--- BEGIN TASK MATERIAL ---

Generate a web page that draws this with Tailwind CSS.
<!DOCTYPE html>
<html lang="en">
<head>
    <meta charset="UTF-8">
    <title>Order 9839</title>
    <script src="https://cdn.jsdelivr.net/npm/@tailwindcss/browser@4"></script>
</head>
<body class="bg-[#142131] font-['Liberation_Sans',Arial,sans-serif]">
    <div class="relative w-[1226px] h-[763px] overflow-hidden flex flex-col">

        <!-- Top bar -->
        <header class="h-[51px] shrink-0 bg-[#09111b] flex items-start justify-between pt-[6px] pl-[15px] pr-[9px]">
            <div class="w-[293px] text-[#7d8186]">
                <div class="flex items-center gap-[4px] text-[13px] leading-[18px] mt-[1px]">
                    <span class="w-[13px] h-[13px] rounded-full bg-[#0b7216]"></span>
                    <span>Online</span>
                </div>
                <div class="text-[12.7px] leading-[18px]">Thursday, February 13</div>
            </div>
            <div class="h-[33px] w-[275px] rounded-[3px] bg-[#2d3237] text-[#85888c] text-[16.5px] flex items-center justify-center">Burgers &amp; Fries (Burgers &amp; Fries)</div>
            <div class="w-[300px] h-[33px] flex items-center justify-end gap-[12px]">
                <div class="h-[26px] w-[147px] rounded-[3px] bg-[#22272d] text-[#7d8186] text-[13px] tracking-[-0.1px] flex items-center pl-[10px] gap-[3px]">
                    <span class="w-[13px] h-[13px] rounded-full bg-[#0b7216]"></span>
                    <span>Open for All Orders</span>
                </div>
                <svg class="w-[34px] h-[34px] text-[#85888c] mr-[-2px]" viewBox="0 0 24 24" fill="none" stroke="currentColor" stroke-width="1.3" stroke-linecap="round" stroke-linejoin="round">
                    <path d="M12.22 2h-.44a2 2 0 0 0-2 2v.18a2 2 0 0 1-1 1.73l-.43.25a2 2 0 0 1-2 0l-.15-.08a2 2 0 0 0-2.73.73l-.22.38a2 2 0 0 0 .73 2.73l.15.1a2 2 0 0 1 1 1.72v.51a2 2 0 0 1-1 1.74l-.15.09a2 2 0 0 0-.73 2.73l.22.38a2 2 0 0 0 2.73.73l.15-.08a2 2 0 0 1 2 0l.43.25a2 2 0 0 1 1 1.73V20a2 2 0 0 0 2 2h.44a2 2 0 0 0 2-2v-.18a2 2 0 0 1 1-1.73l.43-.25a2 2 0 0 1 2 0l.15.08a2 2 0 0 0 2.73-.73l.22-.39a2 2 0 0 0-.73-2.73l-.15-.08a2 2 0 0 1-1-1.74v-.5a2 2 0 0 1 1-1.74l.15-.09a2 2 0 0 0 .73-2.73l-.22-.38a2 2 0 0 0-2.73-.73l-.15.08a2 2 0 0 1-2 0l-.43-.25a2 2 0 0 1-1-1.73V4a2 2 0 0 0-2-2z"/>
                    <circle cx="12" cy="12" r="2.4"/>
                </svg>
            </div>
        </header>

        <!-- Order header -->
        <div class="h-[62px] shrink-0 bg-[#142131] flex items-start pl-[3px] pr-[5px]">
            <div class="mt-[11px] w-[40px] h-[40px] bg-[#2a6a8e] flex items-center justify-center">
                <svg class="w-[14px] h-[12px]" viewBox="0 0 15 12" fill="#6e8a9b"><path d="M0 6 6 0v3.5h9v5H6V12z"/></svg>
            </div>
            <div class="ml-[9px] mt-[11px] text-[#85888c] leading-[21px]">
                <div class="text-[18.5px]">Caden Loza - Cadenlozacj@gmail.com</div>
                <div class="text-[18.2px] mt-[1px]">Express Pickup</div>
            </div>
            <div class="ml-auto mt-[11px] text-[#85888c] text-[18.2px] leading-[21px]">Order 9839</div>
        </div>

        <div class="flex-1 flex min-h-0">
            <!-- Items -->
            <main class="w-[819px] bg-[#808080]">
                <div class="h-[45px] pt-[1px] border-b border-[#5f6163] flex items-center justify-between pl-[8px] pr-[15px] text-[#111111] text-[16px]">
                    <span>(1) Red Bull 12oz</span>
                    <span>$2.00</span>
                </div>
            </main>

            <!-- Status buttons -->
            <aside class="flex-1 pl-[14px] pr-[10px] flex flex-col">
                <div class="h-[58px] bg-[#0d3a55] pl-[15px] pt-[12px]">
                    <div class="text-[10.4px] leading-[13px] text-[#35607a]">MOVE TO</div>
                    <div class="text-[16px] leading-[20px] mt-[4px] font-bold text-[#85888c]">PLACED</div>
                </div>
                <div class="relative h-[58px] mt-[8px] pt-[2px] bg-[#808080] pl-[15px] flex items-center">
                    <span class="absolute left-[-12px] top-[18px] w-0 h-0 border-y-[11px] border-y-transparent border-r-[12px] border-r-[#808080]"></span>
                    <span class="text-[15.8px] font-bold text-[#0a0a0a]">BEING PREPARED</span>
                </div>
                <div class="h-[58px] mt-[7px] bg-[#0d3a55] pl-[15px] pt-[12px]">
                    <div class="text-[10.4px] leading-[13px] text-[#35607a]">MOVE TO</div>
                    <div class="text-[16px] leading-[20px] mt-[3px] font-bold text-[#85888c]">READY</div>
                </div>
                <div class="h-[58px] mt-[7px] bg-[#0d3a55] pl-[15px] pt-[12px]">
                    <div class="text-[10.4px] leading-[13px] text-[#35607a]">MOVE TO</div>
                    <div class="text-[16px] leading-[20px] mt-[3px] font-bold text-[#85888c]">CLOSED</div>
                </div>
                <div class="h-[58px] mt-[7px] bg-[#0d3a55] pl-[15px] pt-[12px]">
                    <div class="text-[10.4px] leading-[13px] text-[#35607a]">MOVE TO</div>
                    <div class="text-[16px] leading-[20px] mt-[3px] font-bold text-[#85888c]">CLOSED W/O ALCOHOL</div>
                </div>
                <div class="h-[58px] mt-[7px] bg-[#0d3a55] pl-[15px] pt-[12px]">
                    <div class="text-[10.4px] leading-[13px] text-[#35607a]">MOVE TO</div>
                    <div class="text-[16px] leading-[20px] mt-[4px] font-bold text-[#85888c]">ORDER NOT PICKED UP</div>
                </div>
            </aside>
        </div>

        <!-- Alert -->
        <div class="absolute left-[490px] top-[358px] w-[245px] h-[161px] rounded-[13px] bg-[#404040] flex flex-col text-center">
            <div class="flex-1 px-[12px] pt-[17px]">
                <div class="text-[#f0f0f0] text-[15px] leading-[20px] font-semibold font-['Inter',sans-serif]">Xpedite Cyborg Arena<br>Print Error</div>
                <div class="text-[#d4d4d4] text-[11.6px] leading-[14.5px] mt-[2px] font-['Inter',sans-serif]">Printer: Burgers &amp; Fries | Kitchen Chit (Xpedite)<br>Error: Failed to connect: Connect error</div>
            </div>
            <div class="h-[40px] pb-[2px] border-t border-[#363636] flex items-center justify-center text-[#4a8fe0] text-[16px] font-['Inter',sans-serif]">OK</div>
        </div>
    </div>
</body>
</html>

--- END TASK MATERIAL ---
--- BEGIN TASK MATERIAL ---

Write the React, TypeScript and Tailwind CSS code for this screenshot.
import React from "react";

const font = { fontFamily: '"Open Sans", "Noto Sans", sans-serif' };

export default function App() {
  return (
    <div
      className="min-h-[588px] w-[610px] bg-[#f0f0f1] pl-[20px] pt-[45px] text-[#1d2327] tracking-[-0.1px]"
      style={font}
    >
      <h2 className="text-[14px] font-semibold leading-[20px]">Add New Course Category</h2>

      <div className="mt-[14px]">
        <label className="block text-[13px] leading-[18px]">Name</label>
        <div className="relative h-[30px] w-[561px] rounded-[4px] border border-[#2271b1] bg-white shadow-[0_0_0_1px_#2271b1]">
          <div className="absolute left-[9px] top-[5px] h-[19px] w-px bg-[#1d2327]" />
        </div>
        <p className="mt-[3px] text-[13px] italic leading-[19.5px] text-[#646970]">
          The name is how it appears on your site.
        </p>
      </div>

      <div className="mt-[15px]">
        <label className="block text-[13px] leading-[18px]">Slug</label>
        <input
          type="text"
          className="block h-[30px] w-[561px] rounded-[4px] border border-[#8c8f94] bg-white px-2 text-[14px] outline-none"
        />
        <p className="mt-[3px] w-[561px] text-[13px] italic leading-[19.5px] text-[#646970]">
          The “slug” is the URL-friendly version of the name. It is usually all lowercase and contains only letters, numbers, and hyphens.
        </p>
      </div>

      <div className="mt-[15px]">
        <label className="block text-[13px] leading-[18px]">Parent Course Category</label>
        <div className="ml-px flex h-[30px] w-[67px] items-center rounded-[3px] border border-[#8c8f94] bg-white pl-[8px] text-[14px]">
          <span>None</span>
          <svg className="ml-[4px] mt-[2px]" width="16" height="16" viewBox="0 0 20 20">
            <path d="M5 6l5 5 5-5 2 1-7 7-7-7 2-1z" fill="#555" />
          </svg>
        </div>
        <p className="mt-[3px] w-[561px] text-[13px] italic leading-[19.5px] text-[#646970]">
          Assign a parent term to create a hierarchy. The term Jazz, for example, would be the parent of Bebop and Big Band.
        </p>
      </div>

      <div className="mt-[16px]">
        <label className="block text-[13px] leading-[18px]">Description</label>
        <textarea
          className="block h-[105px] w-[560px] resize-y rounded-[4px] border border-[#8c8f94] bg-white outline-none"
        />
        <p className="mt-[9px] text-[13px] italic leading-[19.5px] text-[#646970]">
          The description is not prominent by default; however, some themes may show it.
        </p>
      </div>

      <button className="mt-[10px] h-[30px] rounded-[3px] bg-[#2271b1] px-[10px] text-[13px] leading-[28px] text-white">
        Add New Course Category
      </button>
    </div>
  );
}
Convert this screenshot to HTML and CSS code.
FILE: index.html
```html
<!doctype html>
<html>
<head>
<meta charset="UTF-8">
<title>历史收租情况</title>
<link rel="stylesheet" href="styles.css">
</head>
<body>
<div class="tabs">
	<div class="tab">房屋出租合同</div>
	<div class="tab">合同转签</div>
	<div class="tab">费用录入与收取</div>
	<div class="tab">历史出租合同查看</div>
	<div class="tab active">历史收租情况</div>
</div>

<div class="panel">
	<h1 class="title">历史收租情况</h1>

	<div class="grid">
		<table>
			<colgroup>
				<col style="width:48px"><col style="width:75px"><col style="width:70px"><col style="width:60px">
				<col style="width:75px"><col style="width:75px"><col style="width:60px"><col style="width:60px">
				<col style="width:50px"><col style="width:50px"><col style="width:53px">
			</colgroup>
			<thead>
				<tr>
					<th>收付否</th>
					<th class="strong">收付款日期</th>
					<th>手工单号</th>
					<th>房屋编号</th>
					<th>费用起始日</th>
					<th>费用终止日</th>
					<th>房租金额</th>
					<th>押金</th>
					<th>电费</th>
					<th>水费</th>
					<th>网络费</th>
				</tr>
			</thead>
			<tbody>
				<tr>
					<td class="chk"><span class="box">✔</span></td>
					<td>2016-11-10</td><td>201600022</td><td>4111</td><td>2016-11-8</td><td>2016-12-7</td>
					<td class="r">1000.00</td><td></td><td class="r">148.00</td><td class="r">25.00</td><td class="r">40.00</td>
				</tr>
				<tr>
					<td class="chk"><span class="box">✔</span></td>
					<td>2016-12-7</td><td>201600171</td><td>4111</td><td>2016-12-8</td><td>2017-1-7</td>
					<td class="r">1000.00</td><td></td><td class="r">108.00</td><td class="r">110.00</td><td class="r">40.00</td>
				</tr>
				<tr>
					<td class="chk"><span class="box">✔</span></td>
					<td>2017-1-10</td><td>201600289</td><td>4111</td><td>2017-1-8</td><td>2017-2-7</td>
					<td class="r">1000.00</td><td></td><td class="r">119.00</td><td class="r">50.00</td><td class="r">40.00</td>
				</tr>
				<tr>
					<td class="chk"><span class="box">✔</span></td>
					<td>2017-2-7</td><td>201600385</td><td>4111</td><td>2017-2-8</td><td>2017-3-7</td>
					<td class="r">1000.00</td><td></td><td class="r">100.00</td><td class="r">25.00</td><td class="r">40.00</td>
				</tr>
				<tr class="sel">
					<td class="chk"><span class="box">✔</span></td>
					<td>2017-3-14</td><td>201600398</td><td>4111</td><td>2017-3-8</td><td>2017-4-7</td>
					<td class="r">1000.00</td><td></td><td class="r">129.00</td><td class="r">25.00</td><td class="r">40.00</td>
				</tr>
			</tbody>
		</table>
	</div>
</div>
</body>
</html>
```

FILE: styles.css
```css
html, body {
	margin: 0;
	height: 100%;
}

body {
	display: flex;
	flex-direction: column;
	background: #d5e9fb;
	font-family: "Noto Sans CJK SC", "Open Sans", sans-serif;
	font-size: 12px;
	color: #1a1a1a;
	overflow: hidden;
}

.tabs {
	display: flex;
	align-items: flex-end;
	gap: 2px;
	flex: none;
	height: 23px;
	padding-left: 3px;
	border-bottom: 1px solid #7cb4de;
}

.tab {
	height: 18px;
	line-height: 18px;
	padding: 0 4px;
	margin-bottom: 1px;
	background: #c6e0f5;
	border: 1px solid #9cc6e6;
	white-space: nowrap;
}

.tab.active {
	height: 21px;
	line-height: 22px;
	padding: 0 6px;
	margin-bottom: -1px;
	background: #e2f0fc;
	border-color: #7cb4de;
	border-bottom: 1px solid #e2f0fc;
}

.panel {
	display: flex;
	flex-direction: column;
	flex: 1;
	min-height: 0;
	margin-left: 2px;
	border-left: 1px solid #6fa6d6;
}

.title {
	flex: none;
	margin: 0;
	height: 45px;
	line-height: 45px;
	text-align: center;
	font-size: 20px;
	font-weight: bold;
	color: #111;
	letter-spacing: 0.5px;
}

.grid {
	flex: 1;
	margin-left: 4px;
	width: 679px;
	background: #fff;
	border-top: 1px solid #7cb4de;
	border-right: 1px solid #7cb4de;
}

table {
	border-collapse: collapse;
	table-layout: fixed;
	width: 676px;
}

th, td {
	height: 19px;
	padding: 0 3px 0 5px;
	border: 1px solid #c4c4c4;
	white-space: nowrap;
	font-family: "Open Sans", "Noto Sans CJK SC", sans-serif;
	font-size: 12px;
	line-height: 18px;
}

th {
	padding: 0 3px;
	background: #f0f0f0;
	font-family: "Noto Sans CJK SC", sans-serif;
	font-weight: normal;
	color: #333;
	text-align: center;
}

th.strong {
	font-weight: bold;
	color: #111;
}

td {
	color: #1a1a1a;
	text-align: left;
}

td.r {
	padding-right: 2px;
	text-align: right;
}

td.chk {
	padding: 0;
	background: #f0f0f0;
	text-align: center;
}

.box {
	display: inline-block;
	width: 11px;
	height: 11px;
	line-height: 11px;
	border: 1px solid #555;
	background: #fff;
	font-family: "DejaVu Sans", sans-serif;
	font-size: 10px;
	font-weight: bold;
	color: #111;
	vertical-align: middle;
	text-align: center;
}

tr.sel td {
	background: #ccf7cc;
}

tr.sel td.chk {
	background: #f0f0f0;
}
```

--- END TASK MATERIAL ---

→ **WRITTEN TASK**
The lines from the one containing "Generate a web" to the one containing "w-[1226px] h-[763px] overflow-hidden", both included, are to be extracted exactly; give no other line.

→ **FINISHED TASK**
Generate a web page that draws this with Tailwind CSS.
<!DOCTYPE html>
<html lang="en">
<head>
    <meta charset="UTF-8">
    <title>Order 9839</title>
    <script src="https://cdn.jsdelivr.net/npm/@tailwindcss/browser@4"></script>
</head>
<body class="bg-[#142131] font-['Liberation_Sans',Arial,sans-serif]">
    <div class="relative w-[1226px] h-[763px] overflow-hidden flex flex-col">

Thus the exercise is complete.